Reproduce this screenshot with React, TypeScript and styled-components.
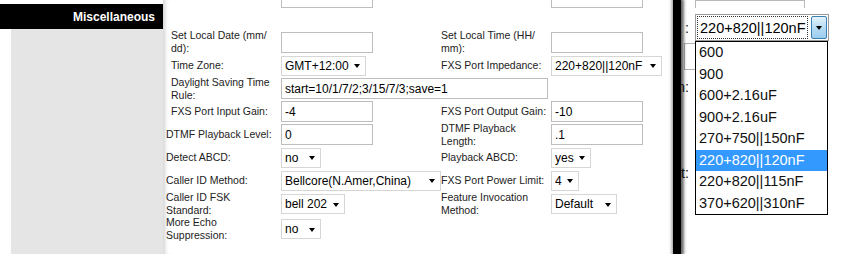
import React from 'react';
import styled, { createGlobalStyle } from 'styled-components';

const GlobalStyle = createGlobalStyle`
  html, body {
    margin: 0;
    padding: 0;
    background: #fff;
  }
  body {
    font-family: "Liberation Sans", Arial, sans-serif;
  }
`;

type Option = { label: string; selected?: boolean };

const impedances: Option[] = [
  { label: '600' },
  { label: '900' },
  { label: '600+2.16uF' },
  { label: '900+2.16uF' },
  { label: '270+750||150nF' },
  { label: '220+820||120nF', selected: true },
  { label: '220+820||115nF' },
  { label: '370+620||310nF' },
];

// 한 줄 또는 두 줄 라벨
const lines = (text: string) =>
  text.split('\n').map((t, i, arr) => (
    <React.Fragment key={i}>
      {t}
      {i < arr.length - 1 && <br />}
    </React.Fragment>
  ));

const Field = ({ w, value }: { w: number; value?: string }) => (
  <TextInput $w={w} defaultValue={value} />
);

const Dropdown = ({ w, value }: { w: number; value: string }) => (
  <SelectBox $w={w}>
    <NativeSelect defaultValue={value}>
      <option>{value}</option>
    </NativeSelect>
    <Caret />
  </SelectBox>
);

const App = () => {
  return (
    <Page>
      <GlobalStyle />
      <Sidebar>
        <SectionTitle>Miscellaneous</SectionTitle>
      </Sidebar>

      <Panel>
        <PrevRow>
          <span />
          <Field w={92} />
          <span />
          <Field w={92} />
        </PrevRow>

        <Form>
          <Label>{lines('Set Local Date (mm/\ndd):')}</Label>
          <Field w={92} />
          <Label>{lines('Set Local Time (HH/\nmm):')}</Label>
          <Field w={92} />

          <Label>Time Zone:</Label>
          <Dropdown w={85} value="GMT+12:00" />
          <Label>FXS Port Impedance:</Label>
          <Dropdown w={111} value="220+820||120nF" />

          <Label>{lines('Daylight Saving Time\nRule:')}</Label>
          <Wide>
            <Field w={267} value="start=10/1/7/2;3/15/7/3;save=1" />
          </Wide>

          <Label>FXS Port Input Gain:</Label>
          <Field w={92} value="-4" />
          <Label>FXS Port Output Gain:</Label>
          <Field w={92} value="-10" />

          <Label $nudge>DTMF Playback Level:</Label>
          <Field w={92} value="0" />
          <Label>{lines('DTMF Playback\nLength:')}</Label>
          <Field w={92} value=".1" />

          <Label $nudge>Detect ABCD:</Label>
          <Dropdown w={40} value="no" />
          <Label>Playback ABCD:</Label>
          <Dropdown w={40} value="yes" />

          <Label $nudge>Caller ID Method:</Label>
          <Dropdown w={160} value="Bellcore(N.Amer,China)" />
          <Label>FXS Port Power Limit:</Label>
          <Dropdown w={28} value="4" />

          <Label $nudge>{lines('Caller ID FSK\nStandard:')}</Label>
          <Dropdown w={64} value="bell 202" />
          <Label>{lines('Feature Invocation\nMethod:')}</Label>
          <Dropdown w={66} value="Default" />

          <Label $nudge>{lines('More Echo\nSuppression:')}</Label>
          <Dropdown w={40} value="no" />
        </Form>
      </Panel>

      <Divider />

      <ZoomPanel>
        <ZRow $h={8} $align="end">
          <span />
          <ZInput $w={110} />
        </ZRow>
        <ZRow $h={27} $mt={6}>
          <Fragment>:</Fragment>
          <ZSelect>
            <ZValue>220+820||120nF</ZValue>
            <ZButton>
              <Caret />
            </ZButton>
          </ZSelect>
        </ZRow>
        <ZRow $h={27} $mt={2}>
          <ZBehind />
        </ZRow>
        <ZRow $h={16} $mt={9}>
          <Fragment>n:</Fragment>
        </ZRow>
        <ZRow $h={16} $mt={70}>
          <Fragment>t:</Fragment>
        </ZRow>

        <ZList>
          {impedances.map((o) => (
            <ZItem key={o.label} $selected={o.selected}>
              {o.label}
            </ZItem>
          ))}
        </ZList>
      </ZoomPanel>
    </Page>
  );
};

export default App;

const Page = styled.div`
  display: flex;
  width: 847px;
  height: 254px;
  overflow: hidden;
  background: #fff;
`;

const Sidebar = styled.aside`
  flex: none;
  width: 163px;
  height: 254px;
  box-sizing: border-box;
  border-top: 4px solid #fff;
  background: linear-gradient(to right, #fff 11px, #e5e5e5 11px);
`;

const SectionTitle = styled.div`
  height: 25px;
  display: flex;
  align-items: center;
  justify-content: flex-end;
  padding-right: 8px;
  background: #000;
  color: #fff;
  font-size: 12px;
  font-weight: bold;
`;

const Panel = styled.main`
  flex: none;
  width: 510px;
  padding-left: 8px;
  box-sizing: border-box;
  background: #fff;
  box-shadow: inset 5px 0 4px -3px rgba(0, 0, 0, 0.18);
`;

const columns = '110px 160px 110px 1fr';

const PrevRow = styled.div`
  display: grid;
  grid-template-columns: ${columns};
  grid-template-rows: 8px;
  align-items: end;
  overflow: hidden;
  margin-bottom: 22px;
`;

const Form = styled.div`
  display: grid;
  grid-template-columns: ${columns};
  grid-template-rows: 24px 23px 23px 23px 23px 23px 23px 24px 26px;
  align-items: center;
`;

const Label = styled.div<{ $nudge?: boolean }>`
  margin-left: ${(p) => (p.$nudge ? '-5px' : '0')};
  font-size: 10.5px;
  line-height: 13px;
  color: #222;
  white-space: nowrap;
`;

const Wide = styled.div`
  grid-column: span 3;
`;

const TextInput = styled.input<{ $w: number }>`
  display: block;
  width: ${(p) => p.$w}px;
  height: 21px;
  box-sizing: border-box;
  margin: 0;
  padding: 0 3px;
  border: 1px solid #bdbdbd;
  border-radius: 0;
  background: #fff;
  font-family: "Liberation Sans", Arial, sans-serif;
  font-size: 12px;
  color: #000;
  outline: none;
`;

const SelectBox = styled.div<{ $w: number }>`
  display: flex;
  align-items: center;
  width: ${(p) => p.$w}px;
  height: 20px;
  box-sizing: border-box;
  border: 1px solid #d6d6d6;
  background: #fff;
`;

const NativeSelect = styled.select`
  flex: 1;
  min-width: 0;
  height: 100%;
  margin: 0;
  padding: 0 0 0 3px;
  border: none;
  background: transparent;
  appearance: none;
  font-family: "Liberation Sans", Arial, sans-serif;
  font-size: 12px;
  color: #000;
  outline: none;
`;

const Caret = styled.span`
  flex: none;
  width: 0;
  height: 0;
  margin: 1px 5px 0 3px;
  border-left: 3.5px solid transparent;
  border-right: 3.5px solid transparent;
  border-top: 4px solid #000;
`;

const Divider = styled.div`
  flex: none;
  width: 8px;
  background: #000;
  box-shadow: -1px 0 3px 1px rgba(0, 0, 0, 0.25), 2px 0 3px 1px rgba(0, 0, 0, 0.55);
  z-index: 1;
`;

const ZoomPanel = styled.section`
  position: relative;
  flex: 1;
  display: flex;
  flex-direction: column;
  background: #fff;
  font-family: "Liberation Sans", Arial, sans-serif;
  font-size: 14.5px;
`;

const ZRow = styled.div<{ $h: number; $mt?: number; $align?: string }>`
  display: grid;
  grid-template-columns: 8px 1fr;
  column-gap: 6px;
  height: ${(p) => p.$h}px;
  margin-top: ${(p) => p.$mt ?? 0}px;
  align-items: ${(p) => p.$align ?? 'center'};
  overflow: hidden;
`;

const Fragment = styled.div`
  display: flex;
  justify-content: flex-end;
  white-space: nowrap;
  color: #222;
  line-height: 16px;
`;

const ZInput = styled.div<{ $w: number }>`
  width: ${(p) => p.$w}px;
  height: 27px;
  box-sizing: border-box;
  border: 1px solid #b8b8b8;
`;

const ZBehind = styled.div`
  grid-column: span 2;
  margin-left: 3px;
  width: 140px;
  height: 27px;
  box-sizing: border-box;
  border: 1px solid #b0b0b0;
`;

const ZSelect = styled.div`
  display: flex;
  width: 134px;
  height: 27px;
  box-sizing: border-box;
  padding: 1px;
  border: 1px solid #9a9a9a;
  background: #fff;
`;

const ZValue = styled.div`
  flex: 1;
  display: flex;
  align-items: center;
  padding-left: 2px;
  border: 1px dotted #333;
  color: #000;
  white-space: nowrap;
  overflow: hidden;
`;

const ZButton = styled.div`
  flex: none;
  width: 16px;
  margin-left: 3px;
  display: flex;
  align-items: center;
  justify-content: center;
  box-sizing: border-box;
  border: 1px solid #3c7fb1;
  border-radius: 2px;
  background: linear-gradient(#e3f3fd, #b7dcf5 50%, #9ccdf0);

  ${Caret} {
    margin: 1px 0 0;
  }
`;

const ZList = styled.ul`
  position: absolute;
  top: 41px;
  left: 14px;
  width: 133px;
  margin: 0;
  padding: 0;
  list-style: none;
  box-sizing: border-box;
  border: 1px solid #000;
  background: #fff;
`;

const ZItem = styled.li<{ $selected?: boolean }>`
  height: 21.5px;
  line-height: 21.5px;
  padding-left: 3px;
  white-space: nowrap;
  background: ${(p) => (p.$selected ? '#3399ff' : '#fff')};
  color: ${(p) => (p.$selected ? '#fff' : '#111')};
`;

━━━━

_WRITTEN EXERCISE_
Starting at the top of the listing above, please restate word for word each line up to and including the one that holds "string; selected?: boolean", omitting every image.

_THE RESPONSE_
Reproduce this screenshot with React, TypeScript and styled-components.
import React from 'react';
import styled, { createGlobalStyle } from 'styled-components';

const GlobalStyle = createGlobalStyle`
  html, body {
    margin: 0;
    padding: 0;
    background: #fff;
  }
  body {
    font-family: "Liberation Sans", Arial, sans-serif;
  }
`;

type Option = { label: string; selected?: boolean };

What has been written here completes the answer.